NS-2 (ver. 2.34) simulator system was utilized to evaluate the effectiveness of TSQRS with the adversary model. We performed the simulation for two scenarios: (1) by varying the mobility of nodes and (2) by varying the number of malicious nodes. We use packet drop ratio (PDR), routing overhead (RO), energy consumption (EC) to assess the performance of our proposed scheme. To show that TSQRS can achieve better routing decisions, the performance of TSQRS is compared to ETRS-PD and AODV with the adversary model. We carried out our simulations in a 1000 × 1000 m² area and employed IEEE 802.11 MAC. The benign nodes were distributed randomly throughout the network which employs the AODV, ETRS-PD and TSQRS protocols. Randomly positioned nodes perform various packet forwarding misbehaviors according to the adversary model.

Table 1. Simulation parameters. Constant Bit Rate (CBR); User Datagram Protocol (UDP).

Parameter	Value
Simulator	NS 2.34
Routing Protocol	AODV, Adversary Model, TSQRS
Scenario Size	1000 × 1000 m2
Number of Nodes	50
Misbehaving Nodes	0–40%
Simulation Time	240 s
Traffic Type	CBR/UDP
Number of connections	15
Pause Time	5 s
Mobility	4–20 m/s

summarizes the simulation parameters.

4.1. Evaluation Considering Node Mobility

In this experiment, the performance of the protocols is assessed by changing the mobility of the nodes between 4–20 m/s while other parameters stay constant. The percentage of malicious nodes is fixed to 20%.

Packet delivery ratio (PDR): As shown in Figure 5, as the mobility increases from 4 to 20 m/s, PDR of AODV decreases from around 50 to 37% while that of ETRS-PD decreases from around 71 to 52%. As the speed gets higher, there is an expanded number of link failures, causing packet loss. TSQRS shows improvement in PDR from 85 to 75% compared to AODV and ETRS-PD. As mobility level increases, there are an increasing number of link breakages, resulting in more path failure and unusual packet loss.Ways of improving the result include (1) using the secure route to the destination and (2) considering link quality for the selection of forwarding node.

Routing overhead (RO): As shown in Figure 6, RO of AODV is between 4.5 and 8.5 while that of ETRS-PD is between 2.7 and 7.07 which is somewhat improved. Meanwhile, the RO of TSQRS shows great improvement with values between 1.64 and 4.8. High mobility leads to more frequent path failure and route discovery, resulting in higher routing overhead.
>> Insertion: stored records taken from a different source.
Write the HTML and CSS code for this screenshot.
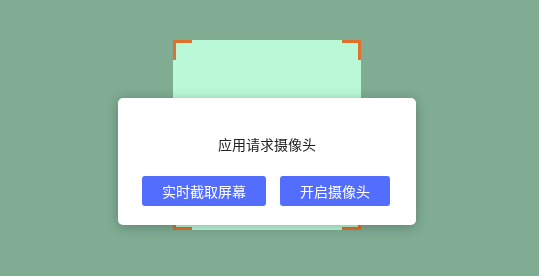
FILE: index.html
```html
<!DOCTYPE html>
<html lang="zh-CN">
<head>
    <meta charset="UTF-8">
    <meta name="viewport" content="width=device-width, initial-scale=1.0">
    <title>摄像头</title>
    <link rel="stylesheet" href="styles.css">
</head>
<body>
    <div id="stage">
        <div id="scanFrame">
            <span class="corner tl"></span>
            <span class="corner tr"></span>
            <span class="corner bl"></span>
            <span class="corner br"></span>
        </div>
    </div>
    <div id="dialog">
        <div id="dialogTitle">应用请求摄像头</div>
        <div id="buttonRow">
            <button>实时截取屏幕</button>
            <button>开启摄像头</button>
        </div>
    </div>
</body>
</html>
```

FILE: styles.css
```css
body {
    font-family: "Noto Sans CJK SC", "Liberation Sans", sans-serif;
    margin: 0;
    padding: 0;
    background-color: #7fac93;
    height: 276px;
    overflow: hidden;
}
#stage {
    padding-top: 40px;
    padding-left: 173px;
}
#scanFrame {
    position: relative;
    width: 188px;
    height: 190px;
    background-color: #b9f9d7;
}
.corner {
    position: absolute;
    width: 16px;
    height: 17px;
    border: 0 solid #e0702a;
}
.tl {
    top: 0;
    left: 0;
    border-top-width: 3px;
    border-left-width: 3px;
}
.tr {
    top: 0;
    right: 0;
    border-top-width: 3px;
    border-right-width: 3px;
}
.bl {
    bottom: 0;
    left: 0;
    border-bottom-width: 3px;
    border-left-width: 3px;
}
.br {
    bottom: 0;
    right: 0;
    border-bottom-width: 3px;
    border-right-width: 3px;
}
#dialog {
    position: fixed;
    left: 118px;
    top: 98px;
    width: 298px;
    box-sizing: border-box;
    padding: 36px 0 19px;
    background-color: #fff;
    border-radius: 5px;
    box-shadow: 0 2px 12px rgba(0, 0, 0, 0.25);
    text-align: center;
}
#dialogTitle {
    font-size: 14px;
    line-height: 20px;
    color: #222;
}
#buttonRow {
    margin-top: 22px;
    padding-right: 2px;
    display: flex;
    justify-content: center;
    gap: 14px;
}
button {
    font-family: inherit;
    font-size: 14px;
    line-height: 30px;
    height: 30px;
    padding: 0 20px;
    background-color: #536dfe;
    color: #fff;
    border: none;
    border-radius: 3px;
    cursor: pointer;
}
```
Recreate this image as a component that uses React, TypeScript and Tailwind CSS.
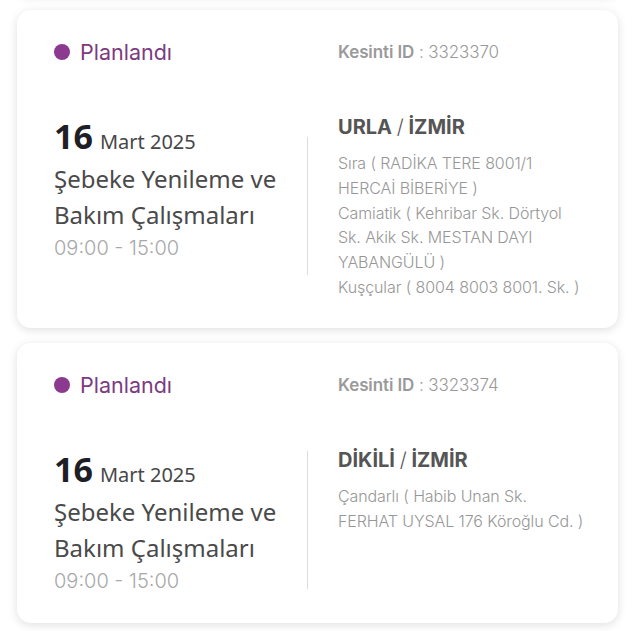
import React from "react";

type Outage = {
  id: string;
  district: string;
  city: string;
  lines: string[];
};

const outages: Outage[] = [
  {
    id: "3323370",
    district: "URLA",
    city: "İZMİR",
    lines: [
      "Sıra ( RADİKA TERE 8001/1",
      "HERCAİ BİBERİYE )",
      "Camiatik ( Kehribar Sk. Dörtyol",
      "Sk. Akik Sk. MESTAN DAYI",
      "YABANGÜLÜ )",
      "Kuşçular ( 8004 8003 8001. Sk. )",
    ],
  },
  {
    id: "3323374",
    district: "DİKİLİ",
    city: "İZMİR",
    lines: ["Çandarlı ( Habib Unan Sk.", "FERHAT UYSAL 176 Köroğlu Cd. )"],
  },
];

const geo = { fontFamily: "Inter, Lato, sans-serif" };
const hum = { fontFamily: "'Noto Sans', 'Open Sans', sans-serif" };

function Card({ o }: { o: Outage }) {
  return (
    <div className="rounded-[14px] bg-white pl-[37px] pr-6 pt-[28px] pb-[28px] shadow-[0_2px_10px_rgba(0,0,0,0.13)]">
      <div className="flex items-center">
        <div className="flex w-[284px] items-center gap-[10px]" style={geo}>
          <span className="h-[16px] w-[16px] rounded-full bg-[#8b3a8f]" />
          <span className="text-[21.5px] leading-[28px] text-[#7d3a81]">Planlandı</span>
        </div>
        <div className="text-[17px] leading-[24px] tracking-[-0.1px] text-[#9a9a9a]" style={geo}>
          <span className="font-semibold">Kesinti ID</span> <span className="font-light">: {o.id}</span>
        </div>
      </div>
      <div className="mt-[47px] flex items-start">
        <div className="w-[253px] pt-[3px]" style={hum}>
          <div className="flex items-baseline gap-[7px]">
            <span className="text-[34px] font-bold leading-[40px] text-[#1e1e26]">16</span>
            <span className="text-[20px] leading-[20px] text-[#474747]">Mart 2025</span>
          </div>
          <div className="mt-[5px] text-[24px] leading-[36px] text-[#4a4a4a]">
            Şebeke Yenileme ve
            <br />
            Bakım Çalışmaları
          </div>
          <div className="mt-[1px] text-[20px] font-light leading-[28px] text-[#a8a8a8]" style={geo}>
            09:00 - 15:00
          </div>
        </div>
        <div className="h-[138px] w-px self-center bg-[#dcdcdc]" />
        <div className="ml-[30px]" style={geo}>
          <div className="text-[20px] font-bold leading-[28px] text-[#555555]">
            {o.district} <span className="font-light">/</span> {o.city}
          </div>
          <div className="mt-[10px] whitespace-nowrap text-[16px] font-light leading-[24.8px] tracking-[-0.1px] text-[#979797]">
            {o.lines.map((l, i) => (
              <div key={i}>{l}</div>
            ))}
          </div>
        </div>
      </div>
    </div>
  );
}

export default function App() {
  return (
    <div className="h-[631px] w-[637px] overflow-hidden bg-white">
      <div className="flex flex-col gap-[15px] pl-[17px] pr-[19px]">
        <div className="-mt-[25px] h-[20px] rounded-[14px] bg-white shadow-[0_2px_10px_rgba(0,0,0,0.13)]" />
        {outages.map((o) => (
          <Card key={o.id} o={o} />
        ))}
      </div>
    </div>
  );
}
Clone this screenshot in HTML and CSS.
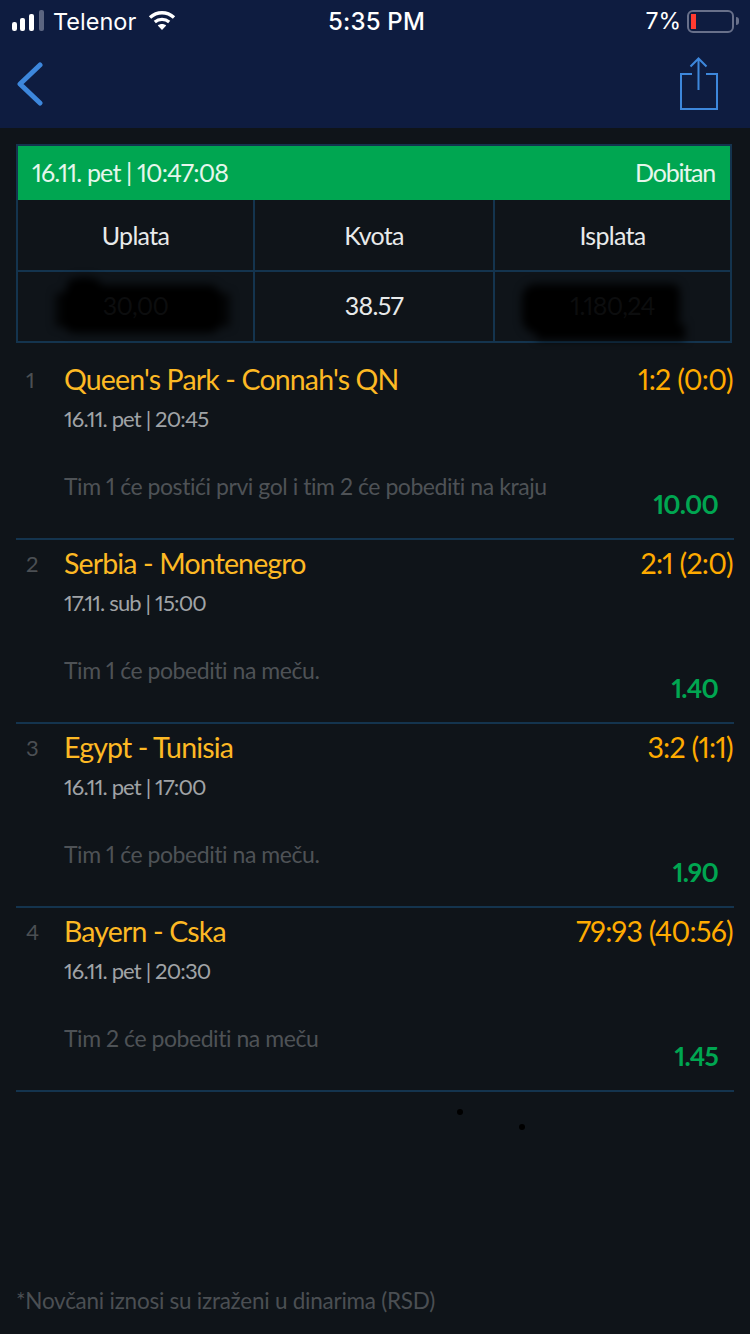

In TSQRS, the selection of intermediate nodes is based on QoS parameters which would lower the routing overhead.

Energy consumption (EC): We also analyzed the performance of ETRS-PD and TSQRS in terms of energy consumption. As shown in Figure 7, EC of ETRS-PD is between 313.96 and 314.53 J under the adversary model while TSQRS provides improved results, i.e., between 310.2 and 310.9 J. EC depends upon the number of packets sent and received. More link failures reported by a protocol would result in a large amount of energy consumption in the network. TSQRS consumes less energy because it considers link quality and residual energy in the nodes for routing.

4.2. Evaluation Considering thePercentage of Malicious Nodes

In this experiment, the three protocols were evaluated against the same adversary model and by varying the percentage of malicious nodes between 0 and 40% with other parameters being kept fixed. Especially, the mobility parameter is constant at 20 m/s.

Packet delivery ratio (PDR): As shown in Figure 8, as the percentage of malicious nodes increases, there is an expansion in the number of packet drops in which PDR of AODV decays to about 30% under the adversary model while ETRS-PD provides some improvement to nearly 51.67%. TSQRS shows an improvement in PDR compared to AODV and ETRS-PD to achieve 60%. Trust mechanism that is used in TSQRS to judge the false behavior of neighboring nodes helps to eliminate the malicious nodes during routing, which in turn reduces the number of dropped packets.

Routing overhead (RO): The RO of AODV fluctuates in the range 4.8 to 9.9 under the adversary model as shown in Figure 9. ETRS-PD again enhances RO to the range of 4.8 to 6.5 when contrasted to AODV. TSQRS achieves further improvement in RO. It is clear that the more the number of malicious nodes, the more easily they can cause damage. Since TSQRS selects only those nodes that are secure and have good link quality, there is a lower number of route failures, causing less number of control packets to be re-forwarded for route establishment.

Energy consumption (EC): As shown in Figure 10, under the adversary model, EC in ETRS-PD varies between 311.96 to 313.5 J while TSQRS provides an improvement to achieve 310.36 to 309 J, a difference of 1.6 and 4.5 J, respectively. Thus, TSQRS is more energy efficient compared to ETRS-PD in different percentages of malicious nodes due to fewer route failures.

5. Conclusions

As a part of the literature survey, we observed that integration of QoS trust and social trust could improve the performance of routing in MANETs as both quality and security are very important aspects of such networks. Considering these notes, we developed a trust-based scheme, called TSQRS, in which both components are incorporated. To facilitate reliable communication in the highly dynamic environment of MANETs, TSQRS considers three important parameters during the discovery of on-demand routes, i.e., channel quality, link residual life and residual energy, to reduce route failures and to increase the overall system performance. In addition, the use of CFR, DFR and intimacy level during trust update plays an important role in removing malicious nodes during the routing process. Performance comparison of TSQRS to ETRS-PD and AODV under the same adversary model shows that TSQRS can improve consistently packet delivery ratio, routing overhead and energy consumption due to the enhancement to the routing process and due to the inclusion of new trust components for improving and securing the routing process. Many future works are possible in this area. It is possible to use intelligent rules to make effective decisions in routing. Adaptation of intelligent prediction functions such as software agents for evaluating nodes capability and reliability are suitable where the environment is unreliable, unpredictable and much dynamic. Intelligent Agents can be deployed at each sensor node to accurately predict the resource availability and reliability in order to perform organized allocation of the resource before the data routing.